Athlete Feature 21 - Chris Lambert - USA Athletics Scholarships

Athlete Feature 21 – Chris Lambert


This week we spoke to former Harvard and Ivy League standout Chris Lambert. Chris holds both sprint school records for the Crimson.  He is a former European U23 and World Student Games champion. He talks about his collegiate career, and Facebook.

tbUSA – Chris. You attended Harvard from 1999-2003. How did that opportunity come about? Internet rumours suggest you were rejected by Cambridge, UK, but ended up in Cambridge, MA. Is this true?

CL– Almost true. I did apply to Oxford unsuccessfully.  Harvard were interested in more than just my academic abilities and want to know what students can bring to the table so the coach wrote me to basically saying that my athletic ability interested them and that if I felt I could stand the academic pace then they would encourage me to apply.

Chris Lambert in action for Harvard

tbUSA – You’re not the first Harvard student-athlete we’ve interviewed. Adam Cotton is in his freshman year, and he alluded that the ‘lure of Harvard’ was greater than that of the NCAA. What were your goals leaving for Harvard? Were they purely athletic, academic or both?

CL – Mostly academic.  You can’t run forever and I felt I was at a stage in my career where I could put work in for my future without hindering my athletic development too much.

tbUSA – How did you find you adapted to the life as a student-athlete there? Many athletes in the NCAA refer to themselves somewhat flippantly as an “athlete-student”. I can imagine that wasn’t the case in Harvard and the Ivy League?

CL –No it wasn’t.  It was difficult, particularly because I trained alone for my first two years.  I felt the team’s training regime was not going to be beneficial and as they initially demanded I followed it in order to run for the team, I ended up working alone.

tbUSA – During your time at Harvard, you took both the 100m and 200m school records, but you also competed in the World Student Games in 2001 and 2003, where you won bronze and gold respectively. Was the school athletics department fully supportive of you competing at these events so late in the season? There have been instances of XC athletes not getting the support of their respective school due to the long season that it entails. I assume that wasn’t the case with you as a sprinter?

CL – It wasn’t the case at all.  Harvard were always supportive of my summer season and never made any attempt to interfere with it.  As a sprinter, the late races in August and September can often be when you find you best form.  I was also lucky with the timings though, as they didn’t require me to miss the start of term.  However that would have been a problem academically, not athletically.

tbUSA – During your time, you finished a very respectable 4th at the NCAAs in Sacramento. Was this your NCAA highlight? If not, what was?

CL – I loved taking part in the Ivy League Heptagonal Championships.  There was a real intensity of team competition.  In 2002 it was held at the Naval Academy in Annapolis, a fantastic setting in the bay with an amazing Mondo track.  I ran really well there and took a lot of enjoyment from competing with my team; it’s a rare opportunity in athletics.  Coming 4th in the NCAA was an excellent achievement for me but I was the only Harvard athlete there!

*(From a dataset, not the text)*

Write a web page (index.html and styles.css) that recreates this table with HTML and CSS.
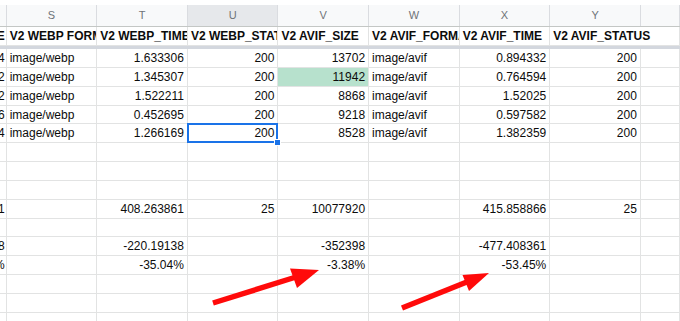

tbUSA – How do you feel your time in the NCAA prepared you for coping with the demands of qualifying for, and then competing, at the Athens Olympics?

CL – As much as I loved competing for Harvard, I do feel that my summer competitions in the UK and Europe gave me better preparation for championship racing

tbUSA – We ask this of all our athlete features, but what advice would you give to prospective student-athletes in the UK or Ireland looking at the NCAA as an option? (academics, location, training philosophy etc)

CL – I would say the most important thing is to understand what your obligations are.  I was lucky in that Harvard don’t offer sports scholarships so once I was admitted, my athletic career was not in any way connected to my ability to attend the university.  I know stories of athletes whose places at other schools were at risk because they got injured or were told to do events they had no desire to do.  After that it’s important to look at location and training philosophy, because you will be spending 4 years there and you want to be in the best position you can be in for yourself.

tbUSA – So, are you putting that Harvard degree to good use?

CL – At the moment, not so much.  I’m working at LOCOG and very much looking forward to helping put on the Games of a lifetime.  It has proved more important to my CV that I actually went to Harvard and graduated well than it has what I studied there.

tbUSA – Lastly and least importantly, did you have Facemash or theFacebook when you were there?

CL – I do remember Facemash vaguely, but according to Facebook I have been a member since February 2004!  If you can imagine it, it used to just be Harvard students and was (and still is) a great way to keep in touch with the people I left behind when I graduated and moved back here.  Uninterestingly enough I was one of the first 4000 users.